The SpikeMamba architecture consists of several key components that work in concert to process sequential data through spiking dynamics:
- SpikingMambaLayer: The fundamental building block that integrates Mamba's selective state space mechanism with spiking neuron dynamics
- LIFNeuron: Leaky Integrate-and-Fire neurons with adaptive thresholds and refractory periods
- SpikingMambaBlock: Complete processing blocks with normalization and spike regularization
- SpikingMambaLM: The full language model with embedding, multiple spiking layers, and output projection
The model supports multiple integration strategies for incorporating spiking dynamics:
- Pre-spiking: Spiking neurons process input before Mamba transformation
- Post-spiking: Spiking neurons process Mamba output
- Pre-post: Bidirectional spiking integration
- Residual: Spiking neurons in residual connections
The core spiking mechanism follows the LIF neuron model with the following differential equation:
τ_m * dV/dt = -V + I_syn + I_ext
Where:
τ_mis the membrane time constantVis the membrane potentialI_synis the synaptic currentI_extis external input
The Mamba component processes the spiking output through selective state space equations:
h_t = Ā * h_{t-1} + B̄ * x_t
y_t = C * h_t + D * x_t
Where the selection mechanism adapts based on spiking activity patterns.
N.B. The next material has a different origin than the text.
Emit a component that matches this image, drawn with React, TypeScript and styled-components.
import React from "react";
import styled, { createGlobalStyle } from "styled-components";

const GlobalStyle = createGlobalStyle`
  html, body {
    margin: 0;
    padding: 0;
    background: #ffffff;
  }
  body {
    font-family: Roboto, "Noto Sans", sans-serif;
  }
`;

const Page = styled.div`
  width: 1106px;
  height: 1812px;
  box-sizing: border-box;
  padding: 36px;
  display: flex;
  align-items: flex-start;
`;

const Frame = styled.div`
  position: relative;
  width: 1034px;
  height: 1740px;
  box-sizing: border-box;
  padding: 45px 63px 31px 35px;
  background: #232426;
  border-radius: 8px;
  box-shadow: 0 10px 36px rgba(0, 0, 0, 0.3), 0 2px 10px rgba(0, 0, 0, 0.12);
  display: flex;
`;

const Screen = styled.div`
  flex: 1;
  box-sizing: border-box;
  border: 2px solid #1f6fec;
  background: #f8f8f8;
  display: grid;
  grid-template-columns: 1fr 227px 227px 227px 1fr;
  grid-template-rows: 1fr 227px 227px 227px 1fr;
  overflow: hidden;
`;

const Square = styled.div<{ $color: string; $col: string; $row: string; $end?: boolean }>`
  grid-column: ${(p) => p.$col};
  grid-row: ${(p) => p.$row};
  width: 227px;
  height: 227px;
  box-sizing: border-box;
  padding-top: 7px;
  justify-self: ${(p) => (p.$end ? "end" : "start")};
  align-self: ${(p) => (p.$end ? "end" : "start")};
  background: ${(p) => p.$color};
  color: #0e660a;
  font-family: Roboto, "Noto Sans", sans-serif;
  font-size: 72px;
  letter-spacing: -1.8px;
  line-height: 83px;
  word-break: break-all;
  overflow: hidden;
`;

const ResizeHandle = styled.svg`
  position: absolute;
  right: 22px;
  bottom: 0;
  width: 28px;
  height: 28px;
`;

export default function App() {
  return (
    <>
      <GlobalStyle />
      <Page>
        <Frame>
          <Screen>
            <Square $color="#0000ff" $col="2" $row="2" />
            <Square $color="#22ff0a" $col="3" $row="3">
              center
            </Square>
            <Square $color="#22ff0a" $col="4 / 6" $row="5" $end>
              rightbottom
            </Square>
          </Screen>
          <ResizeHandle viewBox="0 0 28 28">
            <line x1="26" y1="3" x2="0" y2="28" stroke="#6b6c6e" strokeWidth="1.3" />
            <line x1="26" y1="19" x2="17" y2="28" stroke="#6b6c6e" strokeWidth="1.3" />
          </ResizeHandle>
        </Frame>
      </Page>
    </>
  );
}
To enable backpropagation through the non-differentiable spike generation, we employ a fast sigmoid surrogate gradient:
∂S/∂V ≈ σ'(V - θ) = σ(V - θ) * (1 - σ(V - θ))
This allows for gradient-based optimization while maintaining the discrete nature of spike generation.
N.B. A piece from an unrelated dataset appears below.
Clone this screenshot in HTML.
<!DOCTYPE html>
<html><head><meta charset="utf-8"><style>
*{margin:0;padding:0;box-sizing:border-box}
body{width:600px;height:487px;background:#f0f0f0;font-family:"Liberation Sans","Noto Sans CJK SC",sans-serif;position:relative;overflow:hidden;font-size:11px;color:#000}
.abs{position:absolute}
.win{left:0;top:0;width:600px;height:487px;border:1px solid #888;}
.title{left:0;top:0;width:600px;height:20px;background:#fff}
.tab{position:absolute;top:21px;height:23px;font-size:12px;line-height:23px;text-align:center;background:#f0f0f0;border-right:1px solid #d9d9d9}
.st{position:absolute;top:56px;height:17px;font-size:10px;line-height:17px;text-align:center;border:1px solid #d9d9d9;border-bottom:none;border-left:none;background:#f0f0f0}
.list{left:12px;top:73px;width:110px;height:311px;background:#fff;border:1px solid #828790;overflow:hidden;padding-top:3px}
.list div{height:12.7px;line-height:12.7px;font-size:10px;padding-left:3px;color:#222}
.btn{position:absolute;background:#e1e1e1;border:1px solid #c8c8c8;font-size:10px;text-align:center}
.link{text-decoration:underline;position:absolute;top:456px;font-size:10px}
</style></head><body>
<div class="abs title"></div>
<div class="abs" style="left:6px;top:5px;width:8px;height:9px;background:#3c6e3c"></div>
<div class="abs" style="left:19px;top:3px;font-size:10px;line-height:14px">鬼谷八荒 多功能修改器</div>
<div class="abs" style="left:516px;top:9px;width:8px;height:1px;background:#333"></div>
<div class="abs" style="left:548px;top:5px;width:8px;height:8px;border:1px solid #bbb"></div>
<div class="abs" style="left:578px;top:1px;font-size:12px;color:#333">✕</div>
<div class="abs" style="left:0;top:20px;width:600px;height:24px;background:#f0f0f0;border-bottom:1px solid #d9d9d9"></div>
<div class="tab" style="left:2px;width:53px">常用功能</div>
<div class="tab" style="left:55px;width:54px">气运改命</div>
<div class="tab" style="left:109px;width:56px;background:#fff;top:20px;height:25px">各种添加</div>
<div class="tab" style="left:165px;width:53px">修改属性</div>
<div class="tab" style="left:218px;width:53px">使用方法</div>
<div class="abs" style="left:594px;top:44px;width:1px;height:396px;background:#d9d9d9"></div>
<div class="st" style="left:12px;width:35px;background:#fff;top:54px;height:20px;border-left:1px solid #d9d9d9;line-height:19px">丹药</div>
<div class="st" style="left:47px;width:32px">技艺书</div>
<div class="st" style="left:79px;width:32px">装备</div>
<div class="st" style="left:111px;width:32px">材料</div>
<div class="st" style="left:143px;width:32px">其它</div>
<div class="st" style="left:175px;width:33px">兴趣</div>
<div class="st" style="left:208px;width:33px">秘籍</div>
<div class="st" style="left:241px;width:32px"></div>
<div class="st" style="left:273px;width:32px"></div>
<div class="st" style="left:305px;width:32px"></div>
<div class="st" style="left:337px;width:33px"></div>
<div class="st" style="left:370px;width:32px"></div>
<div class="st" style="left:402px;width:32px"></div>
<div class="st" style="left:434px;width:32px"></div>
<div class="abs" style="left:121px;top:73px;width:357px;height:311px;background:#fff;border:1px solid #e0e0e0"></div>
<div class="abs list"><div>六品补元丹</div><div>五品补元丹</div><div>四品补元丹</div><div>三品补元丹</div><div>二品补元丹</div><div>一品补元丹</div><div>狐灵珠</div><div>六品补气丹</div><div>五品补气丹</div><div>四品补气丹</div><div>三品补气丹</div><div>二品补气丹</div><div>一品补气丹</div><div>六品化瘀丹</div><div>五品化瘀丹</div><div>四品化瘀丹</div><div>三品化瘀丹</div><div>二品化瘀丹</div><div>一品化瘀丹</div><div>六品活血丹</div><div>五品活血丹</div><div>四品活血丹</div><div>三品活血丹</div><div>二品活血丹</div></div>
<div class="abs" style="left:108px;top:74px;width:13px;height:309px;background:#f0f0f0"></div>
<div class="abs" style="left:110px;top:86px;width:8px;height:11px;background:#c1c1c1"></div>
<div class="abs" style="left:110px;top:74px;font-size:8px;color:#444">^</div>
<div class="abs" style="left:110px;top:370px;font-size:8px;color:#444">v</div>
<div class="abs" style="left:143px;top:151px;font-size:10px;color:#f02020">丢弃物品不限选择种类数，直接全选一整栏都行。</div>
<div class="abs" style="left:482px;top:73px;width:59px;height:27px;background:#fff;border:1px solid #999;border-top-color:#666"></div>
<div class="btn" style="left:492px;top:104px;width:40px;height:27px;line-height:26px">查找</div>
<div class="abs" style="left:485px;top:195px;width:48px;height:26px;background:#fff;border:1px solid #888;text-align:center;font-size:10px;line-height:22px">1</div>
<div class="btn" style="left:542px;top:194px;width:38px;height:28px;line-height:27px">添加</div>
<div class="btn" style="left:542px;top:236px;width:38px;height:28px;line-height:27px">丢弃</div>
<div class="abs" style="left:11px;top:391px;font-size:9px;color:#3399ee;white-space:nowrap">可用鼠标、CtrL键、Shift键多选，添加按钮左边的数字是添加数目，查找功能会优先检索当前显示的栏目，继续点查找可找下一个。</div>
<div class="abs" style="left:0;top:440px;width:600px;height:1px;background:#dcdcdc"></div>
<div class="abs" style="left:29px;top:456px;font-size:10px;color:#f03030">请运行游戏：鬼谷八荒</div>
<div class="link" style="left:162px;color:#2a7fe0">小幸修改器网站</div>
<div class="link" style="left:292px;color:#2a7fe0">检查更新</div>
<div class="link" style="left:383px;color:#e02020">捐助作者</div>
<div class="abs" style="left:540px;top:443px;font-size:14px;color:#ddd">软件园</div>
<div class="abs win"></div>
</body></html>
The model implements learnable, adaptive thresholds that adjust based on recent spiking activity:
θ_adapt(t) = θ_base + α * θ_scale * spike_history(t)
This mechanism enables the model to maintain appropriate firing rates across different input distributions and temporal scales.
Soft gating mechanisms combine continuous Mamba outputs with discrete spike trains:
output = mamba_out * (γ * spikes + (1 - γ) * continuous_signal)
Where γ is a learnable gating parameter that controls the balance between spiking and continuous processing.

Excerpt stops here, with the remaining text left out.